Askeri varlığını YPG-SDG varlığıyla gerekçelendiren Türkiye, İsrail ve ABD’ye “çık” dese kendisi de içerde. Fidan, Şam’dayken SDG’yi dağıtma görevinin artık yeni Suriye yönetiminde olduğunu söylemişti. Sonra Türkiye’nin Kürtler dahil bütün azınlıkların hamisi olduğunu da savundu. Hatta Colani’den bu konuda garantiler aldığını söyledi. Colani’nin yol haritasından bahsederken devletin isminin Suriye Arap Cumhuriyeti olarak kalacağını da belirtti. Arap tanımının korunması Suriye’nin kendi Kürt açılımının önünü kesen yaklaşımın tezahürü. Şimdilik yol haritaları birbirine çelme atıyor. Çelişkileri aşmak liderler arasında harbi bir konuşmayı gerektiriyor.

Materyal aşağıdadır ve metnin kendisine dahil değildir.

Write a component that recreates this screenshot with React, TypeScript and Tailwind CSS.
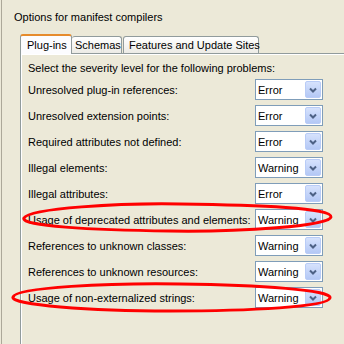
import React from 'react';

const rows = [
  { label: 'Unresolved plug-in references:', value: 'Error' },
  { label: 'Unresolved extension points:', value: 'Error' },
  { label: 'Required attributes not defined:', value: 'Error' },
  { label: 'Illegal elements:', value: 'Warning' },
  { label: 'Illegal attributes:', value: 'Error' },
  { label: 'Usage of deprecated attributes and elements:', value: 'Warning' },
  { label: 'References to unknown classes:', value: 'Warning' },
  { label: 'References to unknown resources:', value: 'Warning' },
  { label: 'Usage of non-externalized strings:', value: 'Warning' },
];

function Combo({ value }: { value: string }) {
  return (
    <div className="w-[68px] h-[21px] border border-[#7F9DB9] bg-white flex items-center">
      <span className="flex-1 pl-[2px] leading-[14px]">{value}</span>
      <div className="w-[16px] h-[17px] mr-px rounded-[2px] border border-[#B9CCF7] bg-gradient-to-b from-[#D6E2FD] to-[#B4C8F5] flex items-center justify-center">
        <svg width="8" height="6" viewBox="0 0 8 6">
          <path d="M1 1.5 L4 4.5 L7 1.5" fill="none" stroke="#4D6185" strokeWidth="2" />
        </svg>
      </div>
    </div>
  );
}

export default function App() {
  return (
    <div className="relative w-[344px] h-[344px] overflow-hidden bg-[#ECE9D8] text-[11px] text-black font-['Liberation_Sans',sans-serif]">
      <div className="h-full ml-px border-l border-[#ACA899] flex flex-col">
        <div className="h-[34px] pt-[10px] pl-[12px] leading-[14px]">Options for manifest compilers</div>

        <div className="ml-[18px] h-[19px] flex items-end whitespace-nowrap">
          <div className="relative z-10 -mb-px w-[52px] h-[20px] bg-[#FCFCFE] border-x border-[#919B9C] rounded-t-[3px] border-t-2 border-t-[#E68B2C] pl-[6px] pt-[2px] leading-[14px]">
            Plug-ins
          </div>
          <div className="w-[50px] h-[17px] bg-gradient-to-b from-white to-[#ECEBE6] border-t border-r border-[#919B9C] rounded-t-[3px] pl-[3px] pt-px leading-[14px]">
            Schemas
          </div>
          <div className="ml-px w-[136px] h-[17px] bg-gradient-to-b from-white to-[#ECEBE6] border-t border-x border-[#919B9C] rounded-t-[3px] pl-[5px] pt-px leading-[14px]">
            Features and Update Sites
          </div>
        </div>

        <div className="ml-[18px] flex-1 border-t border-l border-[#919B9C] shadow-[inset_1px_1px_0_#fff] pl-[7px] pt-[7px]">
          <div className="leading-[14px]">Select the severity level for the following problems:</div>
          <div className="mt-[4px] flex flex-col gap-[5px]">
            {rows.map((r) => (
              <div key={r.label} className="flex items-center h-[21px]">
                <span className="w-[227px] shrink-0 leading-[14px] whitespace-nowrap">{r.label}</span>
                <Combo value={r.value} />
              </div>
            ))}
          </div>
        </div>
      </div>

      <svg className="absolute inset-0 pointer-events-none" width="344" height="344" viewBox="0 0 344 344">
        <path
          d="M24 218 C 30 208, 120 203, 180 204 C 260 205, 332 208, 331 217 C 330 226, 240 232, 170 231 C 90 230, 20 226, 24 218 Z"
          fill="none"
          stroke="#FF0000"
          strokeWidth="3"
        />
        <path
          d="M13 297 C 16 287, 110 283, 180 284 C 260 285, 332 290, 330 298 C 328 307, 250 311, 170 311 C 90 311, 10 305, 13 297 Z"
          fill="none"
          stroke="#FF0000"
          strokeWidth="3"
        />
      </svg>
    </div>
  );
}
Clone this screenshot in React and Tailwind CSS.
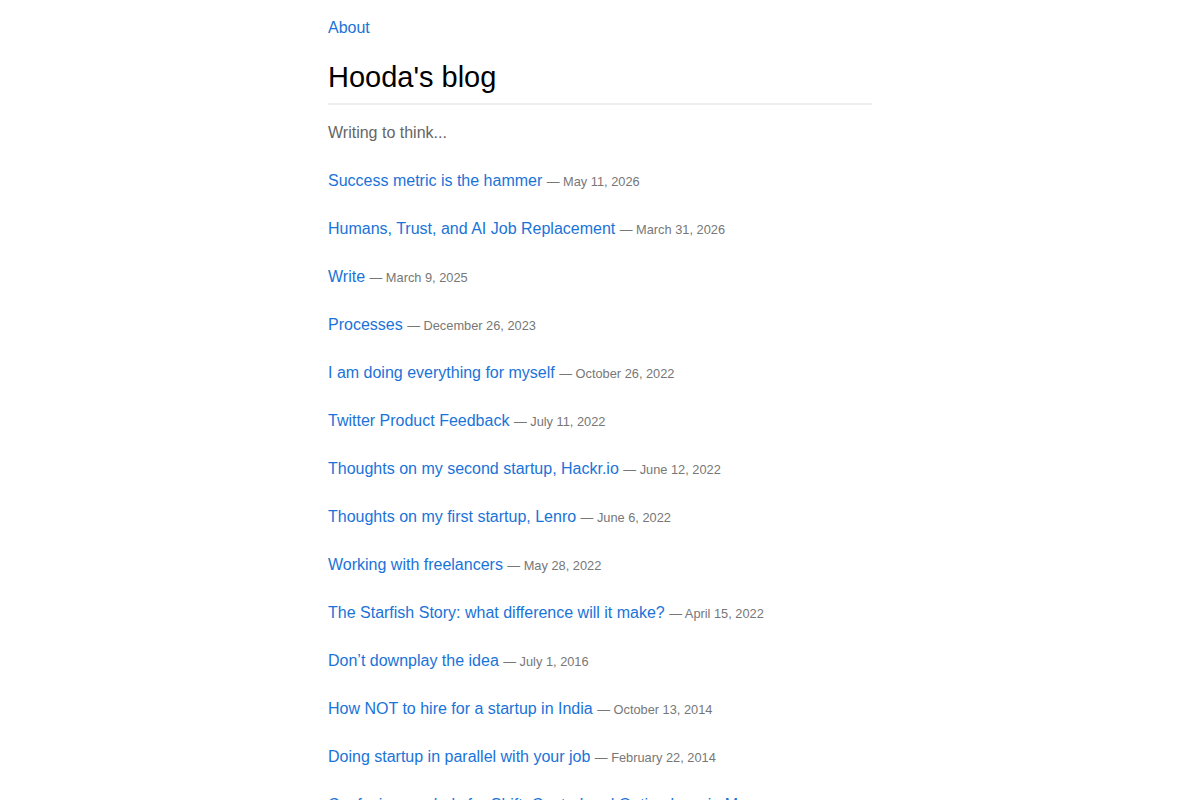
import React from "react";

const posts = [
  ["Success metric is the hammer", "May 11, 2026"],
  ["Humans, Trust, and AI Job Replacement", "March 31, 2026"],
  ["Write", "March 9, 2025"],
  ["Processes", "December 26, 2023"],
  ["I am doing everything for myself", "October 26, 2022"],
  ["Twitter Product Feedback", "July 11, 2022"],
  ["Thoughts on my second startup, Hackr.io", "June 12, 2022"],
  ["Thoughts on my first startup, Lenro", "June 6, 2022"],
  ["Working with freelancers", "May 28, 2022"],
  ["The Starfish Story: what difference will it make?", "April 15, 2022"],
  ["Don’t downplay the idea", "July 1, 2016"],
  ["How NOT to hire for a startup in India", "October 13, 2014"],
  ["Doing startup in parallel with your job", "February 22, 2014"],
  ["Confusing symbols for Shift, Control and Option keys in Mac", "January 5, 2014"],
];

export default function App() {
  return (
    <div
      className="min-h-screen bg-white"
      style={{ fontFamily: '"Liberation Sans", Arial, sans-serif' }}
    >
      <div className="w-[544px] mx-auto pt-[16px] pb-10">
        <nav className="leading-6 text-base">
          <a href="#" className="text-[#1a73d8]">About</a>
        </nav>
        <h1 className="mt-[19px] pb-[8px] text-[29px] leading-[36px] text-black border-b-2 border-[#eeeeee]">
          Hooda's blog
        </h1>
        <p className="mt-[16px] text-base leading-6 text-[#666666]">Writing to think...</p>
        <ul className="mt-6 flex flex-col gap-6">
          {posts.map(([title, date]) => (
            <li key={title} className="h-6 text-base leading-6 whitespace-nowrap">
              <a href="#" className="text-[#1a73d8]">{title}</a>{" "}
              <span className="text-[12.8px] leading-none text-[#777777]">— {date}</span>
            </li>
          ))}
        </ul>
      </div>
    </div>
  );
}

Ve Türkiye, Trump’a ikili stratejiyle hazırlanıyor:
Bir tarafta İmralı açılımıyla sınırın altındaki ve üstündeki Kürt sorununu durgun sulara çekmeye çalışıyor.
Diğer yandan SDG’ye karşı askerî harekât tehdidini masada tutuyor.
Trump’ın Erdoğan hayranlığı Suriye’de nasıl kendini gösterir? Erdoğan, "Biz Kürtlerin de hamisiyiz” diyerek yaklaşırsa Trump’a “Eyvallah” dedirtir mi? Erdoğan’ın Şam’daki rolü Amerikan çıkarlarını garantilerse bu olasılık dışlanamaz."